Creo tener la solución. Esta solución tendría varias vías. La más fácil sería, si supieramos hacerlo, escribir en chino. No creo que vinieran a buscarnos desde tan lejos, dijéramos lo que dijésemos. Pero eso sí, en ningún caso deberíamos acercarnos a la plaza de Tian’anmen, para evitar ser fulminados por algún tanque del ejército chino, por disidentes. Los buscadores indo-americanos, no hablan ese idioma, por lo que estaríamos tan a salvo como los fugitivos de la película si hubieran escapado, en lugar de a caballo, en bicicleta que no deja restos orgánicos.

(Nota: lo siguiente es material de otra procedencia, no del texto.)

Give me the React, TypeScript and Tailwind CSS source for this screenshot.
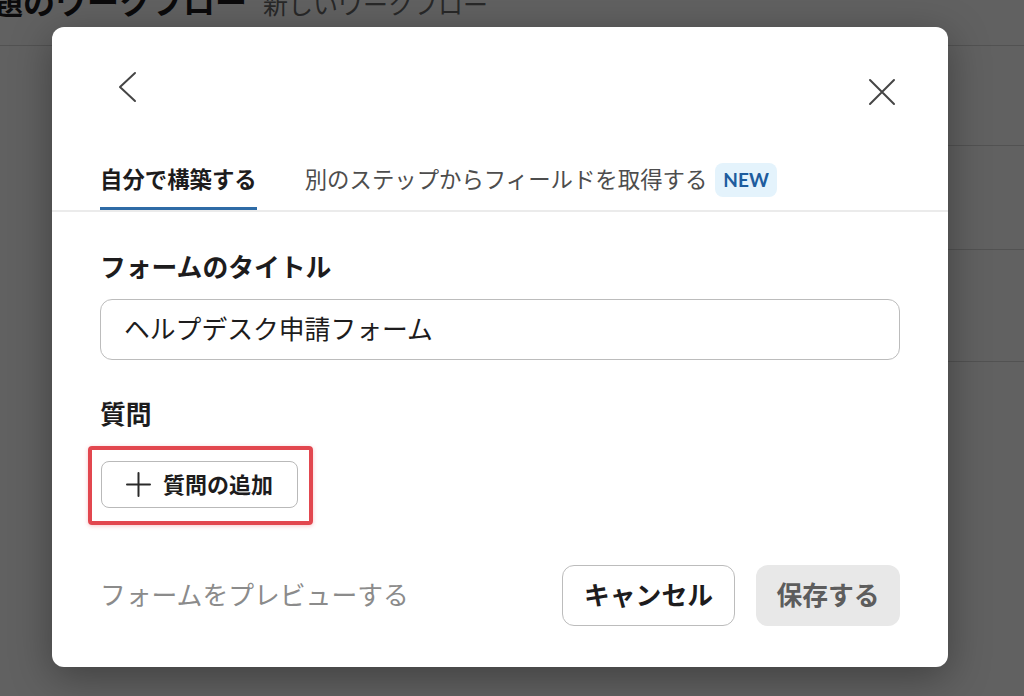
export default function App() {
  return (
    <div className="relative w-[1024px] h-[696px] overflow-hidden bg-white font-[Lato,'Noto_Sans_CJK_JP',sans-serif] text-[#1d1c1d]">
      {/* background page */}
      <header className="h-[46px] border-b border-[#d8d8d8] flex items-start">
        <div className="flex items-baseline gap-[16px] -ml-[41px] -mt-[14px]">
          <span className="text-[32px] font-bold leading-[32px] whitespace-nowrap">課題のワークフロー</span>
          <span className="text-[25px] leading-[32px] text-[#6a6a6a] whitespace-nowrap">新しいワークフロー</span>
        </div>
      </header>
      <div className="ml-[200px] flex flex-col">
        <div className="h-[100px] border-b border-[#d8d8d8]" />
        <div className="h-[104px] border-b border-[#d8d8d8]" />
        <div className="h-[112px] border-b border-[#d8d8d8]" />
      </div>

      {/* overlay */}
      <div className="absolute inset-0 bg-black/[0.62]" />

      {/* modal */}
      <div className="absolute left-[52px] top-[27px] w-[896px] h-[640px] bg-white rounded-[12px] shadow-[0_10px_40px_rgba(0,0,0,0.35)] flex flex-col">
        <div className="h-[123px] flex justify-between items-start pl-[59px] pr-[50px] pt-[44px]">
          <svg width="32" height="32" viewBox="0 0 32 32" fill="none">
            <path d="M24 2 L9 16 L24 30" stroke="#454545" strokeWidth="2" strokeLinecap="round" strokeLinejoin="round" />
          </svg>
          <svg width="32" height="32" viewBox="0 0 32 32" fill="none" className="mt-[5px]">
            <path d="M4 4 L28 28 M28 4 L4 28" stroke="#454545" strokeWidth="2" strokeLinecap="round" />
          </svg>
        </div>

        <div className="h-[62px] border-b-2 border-[#ebebeb] flex items-end gap-[48px] px-[48px]">
          <div className="h-[60px] flex items-center pt-[3px] border-b-[3px] border-[#2e6ba6]">
            <span className="text-[22.4px] font-bold leading-[30px] whitespace-nowrap">自分で構築する</span>
          </div>
          <div className="h-[60px] flex items-center pt-[3px] border-b-[3px] border-transparent gap-[8px]">
            <span className="text-[22.4px] leading-[30px] text-[#4d4d4d] whitespace-nowrap">別のステップからフィールドを取得する</span>
            <span className="h-[34px] px-[8px] rounded-[8px] bg-[#e4f3fc] text-[#1d5c9e] font-bold text-[19px] flex items-center">NEW</span>
          </div>
        </div>

        <div className="flex flex-col px-[48px]">
          <div className="mt-[37px] text-[25.8px] font-bold leading-[36px]">フォームのタイトル</div>
          <div className="mt-[14px] h-[61px] rounded-[12px] border-[1.5px] border-[#bcbcbc] flex items-center pl-[23px] text-[25.8px]">
            ヘルプデスク申請フォーム
          </div>
          <div className="mt-[36px] text-[25.8px] font-bold leading-[36px]">質問</div>
          <div className="mt-[14px] -ml-[12px] self-start border-[4px] border-[#e2474f] rounded-[4px] pt-[11px] pl-[9px] pr-[11px] pb-[13px] shadow-[0_1px_4px_rgba(226,71,79,0.3)]">
            <div className="w-[197px] h-[47px] rounded-[8px] border-[1.5px] border-[#b9b9b9] flex items-center pl-[24px] gap-[12px]">
              <svg width="25" height="25" viewBox="0 0 25 25" fill="none">
                <path d="M12.5 1 V24 M1 12.5 H24" stroke="#2a2a2a" strokeWidth="2" strokeLinecap="round" />
              </svg>
              <span className="text-[22px] font-bold leading-[30px] whitespace-nowrap">質問の追加</span>
            </div>
          </div>

          <div className="mt-[40px] flex items-center justify-between">
            <span className="text-[25.8px] text-[#8b8b8b] whitespace-nowrap">フォームをプレビューする</span>
            <div className="flex items-center gap-[21px]">
              <div className="w-[173px] h-[61px] rounded-[12px] border-[1.5px] border-[#bcbcbc] flex items-center justify-center font-bold text-[25.8px]">
                キャンセル
              </div>
              <div className="w-[144px] h-[61px] rounded-[12px] bg-[#e8e8e8] text-[#5d5d5d] flex items-center justify-center font-bold text-[25.8px]">
                保存する
              </div>
            </div>
          </div>
        </div>
      </div>
    </div>
  );
}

La segunda vía, que es la que yo más recomiendo, es intentar escribir en andaluz de la Serranía de Ronda, aunque seamos catalanes. Pondré varios ejemplos. Supongamos que nos viene en gana escribir sobre un terrorista recientemente localizado, neutralizado, y pasado por agua, sin que se nos vincule a una red con nombre árabe sobradamente conocida. Podríamos escribir: “Fin Laen ah cío ezcohonaó y arrohaó a la má, a pezá dehtá dezarmaó el hìoputa, cin que Arcaèha ni er Pasquintáh zàllan coscaó de ná...”. Sin sufrir por ello el menor daño por parte de los hombres verdes. Además dudo que nos llegara publicidad alguna ni siquiera de la Caja de Ahorros de Ronda.

Si quisieramos escribir a una amiga o amigo muy íntimos podríamos decir algo así como: “Mizentràñah, toy con tànt’ancia e vèrte que ce me zàrtan loh pùrsoh...”. Y como mucho nos llegarían algunos versículos de las Upanishads en sánscrito. Finalmente si decidiéramos, por ejemplo, enviarle una carta de despedida al Director General del departamento donde trabajamos en el Ministerio de Asuntos Exteriores, solo tendríamos que escribir: “Ke te hén, ilipòyah cornúo, te ba llevá er cafelìyo con moiète y pringá a tú espàsho tú concuñào er que ce lo mònta con tu muhén...”. Tampoco en este caso habría peligro de publicidad alguna ni de represión ministerial. Como mucho, llegaría algún anuncio de manteca colorá, molletes antequeranos o la programación completa de Canal Sur. Nada dañino para la vida.

Y así, podríamos mantenernos como las zanahorias, ocultos bajo tierra durante un tiempo, hasta que una mano amiga viniera a recogernos porque nos hubiera llegado la hora.